I only got down inside the show today long enough to go to the FAA Safety Forum on surviving forced landings. A rash of RV deaths of late, a few folks I know making emergency landings, and the fact I haven't flown in a couple of years, pretty well has my attention, and I've never considered myself a particularly great pilot, so these forums to make me a better pilot -- a safer pilot -- tend to be more appealing to me than forums on how to make widgets fit together just right.
After that, it was time to turn our attention to the RVers Family Reunion BBQ
I made a trip to Appleton to pick up beer, soft drinks and assorted non-perishables -- two gallons of relish, for example. Total cost? $685, less than I thought, but I still haven't bought the actual food yet.
And while I was gone, they put up the tent.
How cool is that? The BBQ is probably up to 550 people right now although it's impossible to guess on the count since I'm getting various messages that some people who bought tickets can't come and others who didn't buy tickets want to come.
It makes it pretty impossible to buy enough food, without running into the danger of throwing hundreds of dollars of it away.
As last night, groups of RVers wandered over to the site and we talked well into the evening, with a nice campfire to boot.
I was particularly pleased to see Alex Peterson, an RV-6A pilot who gave me a ride a few months ago, which I wrote about on the Letters from Flyover Country, RV Builder's Hotline Edition. Alex is one of my RV heroes and he introduced me to his mother and father (Phyllis and Wayne I believe, but don't quote me). His Dad was an Air Force pilot and I recounted how, when I was a kid, I wanted to be an Air Force pilot and I wanted to go to the Air Force Academy, until I had an eye exam and found out I was disqualified.
Heartbroken -- in a 15 year old kind of way -- I turned my attention to writing and all of that instead.
"Same as me," Alex said. Well, the Air Force wannabee part anyway.
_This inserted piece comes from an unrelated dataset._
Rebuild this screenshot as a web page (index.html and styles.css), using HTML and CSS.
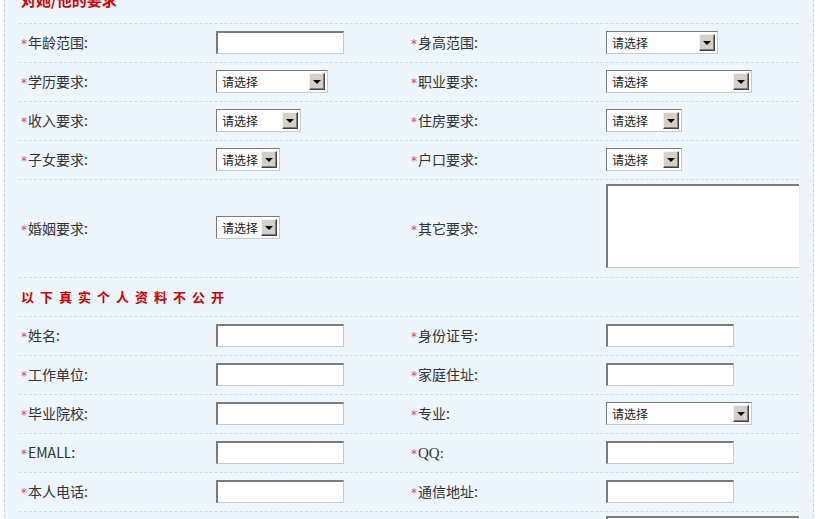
FILE: index.html
```html
<!DOCTYPE html>
<html lang="zh">
<head>
<meta charset="utf-8">
<link rel="stylesheet" href="styles.css">
</head>
<body>
<div class="panel">
  <div class="row head"><span class="title">对她/他的要求</span></div>

  <div class="row">
    <div class="lbl"><i>*</i>年龄范围:</div>
    <div class="fld"><span class="inp"></span></div>
    <div class="lbl"><i>*</i>身高范围:</div>
    <div class="fld"><span class="sel w112">请选择<b class="btn"></b></span></div>
  </div>
  <div class="row">
    <div class="lbl"><i>*</i>学历要求:</div>
    <div class="fld"><span class="sel w112">请选择<b class="btn"></b></span></div>
    <div class="lbl"><i>*</i>职业要求:</div>
    <div class="fld"><span class="sel w146">请选择<b class="btn"></b></span></div>
  </div>
  <div class="row">
    <div class="lbl"><i>*</i>收入要求:</div>
    <div class="fld"><span class="sel w85">请选择<b class="btn"></b></span></div>
    <div class="lbl"><i>*</i>住房要求:</div>
    <div class="fld"><span class="sel w76">请选择<b class="btn"></b></span></div>
  </div>
  <div class="row">
    <div class="lbl"><i>*</i>子女要求:</div>
    <div class="fld"><span class="sel w64">请选择<b class="btn"></b></span></div>
    <div class="lbl"><i>*</i>户口要求:</div>
    <div class="fld"><span class="sel w76">请选择<b class="btn"></b></span></div>
  </div>
  <div class="row tall">
    <div class="lbl"><i>*</i>婚姻要求:</div>
    <div class="fld"><span class="sel w64">请选择<b class="btn"></b></span></div>
    <div class="lbl"><i>*</i>其它要求:</div>
    <div class="fld clip"><span class="area"></span></div>
  </div>

  <div class="row head2"><span class="title2">以下真实个人资料不公开</span></div>

  <div class="row">
    <div class="lbl"><i>*</i>姓名:</div>
    <div class="fld"><span class="inp"></span></div>
    <div class="lbl"><i>*</i>身份证号:</div>
    <div class="fld"><span class="inp"></span></div>
  </div>
  <div class="row">
    <div class="lbl"><i>*</i>工作单位:</div>
    <div class="fld"><span class="inp"></span></div>
    <div class="lbl"><i>*</i>家庭住址:</div>
    <div class="fld"><span class="inp"></span></div>
  </div>
  <div class="row">
    <div class="lbl"><i>*</i>毕业院校:</div>
    <div class="fld"><span class="inp"></span></div>
    <div class="lbl"><i>*</i>专业:</div>
    <div class="fld"><span class="sel w146">请选择<b class="btn"></b></span></div>
  </div>
  <div class="row">
    <div class="lbl"><i>*</i>EMALL:</div>
    <div class="fld"><span class="inp"></span></div>
    <div class="lbl"><i>*</i><span class="serif">QQ:</span></div>
    <div class="fld"><span class="inp"></span></div>
  </div>
  <div class="row">
    <div class="lbl"><i>*</i>本人电话:</div>
    <div class="fld"><span class="inp"></span></div>
    <div class="lbl"><i>*</i>通信地址:</div>
    <div class="fld"><span class="inp"></span></div>
  </div>
  <div class="row last">
    <div class="lbl"></div>
    <div class="fld"></div>
    <div class="lbl"></div>
    <div class="fld clip top"><span class="area"></span></div>
  </div>
</div>
</body>
</html>
```
FILE: styles.css
```css
html, body {
  margin: 0;
  padding: 0;
  background: #ffffff;
  overflow: hidden;
}
body {
  font-family: "Noto Sans CJK SC", "DejaVu Sans", sans-serif;
  font-size: 14px;
  color: #333333;
}
.panel {
  margin: -16px 0 0 4px;
  width: 810px;
  box-sizing: border-box;
  border-left: 1px dashed #d3d8de;
  border-right: 1px dashed #d3d8de;
  background: #edf5fd;
  padding: 0 14px;
}
.row {
  display: grid;
  grid-template-columns: 197px 193px 197px 193px;
  height: 39px;
  box-sizing: border-box;
  border-bottom: 1px dashed #cfd8e0;
  align-items: center;
}
.row.tall { height: 98px; }
.row.head, .row.head2 { display: flex; padding-left: 2px; }
.row.head { height: 40px; }
.title {
  font-size: 15px;
  font-weight: bold;
  color: #d00000;
  position: relative;
  top: -4px;
}
.title2 {
  font-size: 13px;
  font-weight: bold;
  color: #cc0000;
  letter-spacing: 6px;
  position: relative;
  top: -1px;
}
.row.last { border-bottom: none; height: 20px; align-items: start; }
.lbl {
  padding-left: 2px;
  white-space: nowrap;
  position: relative;
  top: -1px;
}
.lbl i {
  font-style: normal;
  color: #e8434d;
  font-family: "DejaVu Sans", sans-serif;
  font-size: 12px;
  margin-right: 1px;
}
.serif { font-family: "Liberation Serif", serif; font-size: 15px; }
.fld { display: flex; align-items: center; }
.fld.clip { overflow: hidden; }
.tall .fld.clip { align-self: start; padding-top: 4px; }
.fld.top { padding-top: 4px; }
.inp {
  display: block;
  width: 128px;
  height: 23px;
  box-sizing: border-box;
  background: #ffffff;
  border-style: solid;
  border-width: 2px 1px 1px 2px;
  border-color: #7b7b7b #c8c8c8 #c8c8c8 #7b7b7b;
  position: relative;
  top: -1px;
}
.sel {
  display: flex;
  align-items: center;
  justify-content: space-between;
  height: 23px;
  box-sizing: border-box;
  background: #ffffff;
  border-style: solid;
  border-width: 1px;
  border-color: #7b7b7b #c8c8c8 #c8c8c8 #7b7b7b;
  padding: 0 2px 0 5px;
  font-size: 12px;
  color: #222222;
  position: relative;
  top: -1px;
}
.w64 { width: 64px; }
.w76 { width: 76px; }
.w85 { width: 85px; }
.w112 { width: 112px; }
.w146 { width: 146px; }
.btn {
  display: flex;
  align-items: center;
  justify-content: center;
  width: 16px;
  height: 17px;
  box-sizing: border-box;
  background: #d4d0c8;
  border-style: solid;
  border-width: 1px;
  border-color: #f4f3ef #404040 #404040 #f4f3ef;
  box-shadow: inset -1px -1px 0 #808080;
}
.btn::after {
  content: "";
  display: block;
  width: 0;
  height: 0;
  border-left: 4px solid transparent;
  border-right: 4px solid transparent;
  border-top: 4px solid #000000;
  margin: 1px 1px 0 0;
}
.area {
  display: block;
  width: 200px;
  height: 84px;
  flex-shrink: 0;
  box-sizing: border-box;
  background: #ffffff;
  border-style: solid;
  border-width: 2px 1px 1px 2px;
  border-color: #7b7b7b #c8c8c8 #c8c8c8 #7b7b7b;
}
```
His mom noted that she had enjoyed the piece I wrote in Letters from Flyover Country, which is always nice to hear that stuff touches other folks. I have no clue if anyone is actually "out there."
Darwin Barrie, former ace detective now retired man of leisure and Little League World Series umpire, made it in from Arizona in his RV-7 today, pausing in Iowa long enough to await the end of the daily airshow.
I also met a man named Tom from the Fulton, New York area who had his grandson, Tom, also in tow, at his first AirVenture. Younger Tom and I chatted around the fire and he showed me his video he took today and I smiled at his excitement, because it reminded me of when my sons came with us for a week of camping at Oshkosh.
It always seemed we camped next to someone cool, and someone who my kids enjoyed talking to. I'm surely not cool, but I hope young Tom enjoyed talking, and will pass it on someday.
I wonder, though, how long this all can last. At the FAA forum today, a show of hands asked how many people are under 70. Many hands shot up. Under 60? A few less. 50? Significantly less. 40? Very few. 30? Hardly any at all. 20? Two.
Not exactly an inspiring thought for the future of general aviation in America.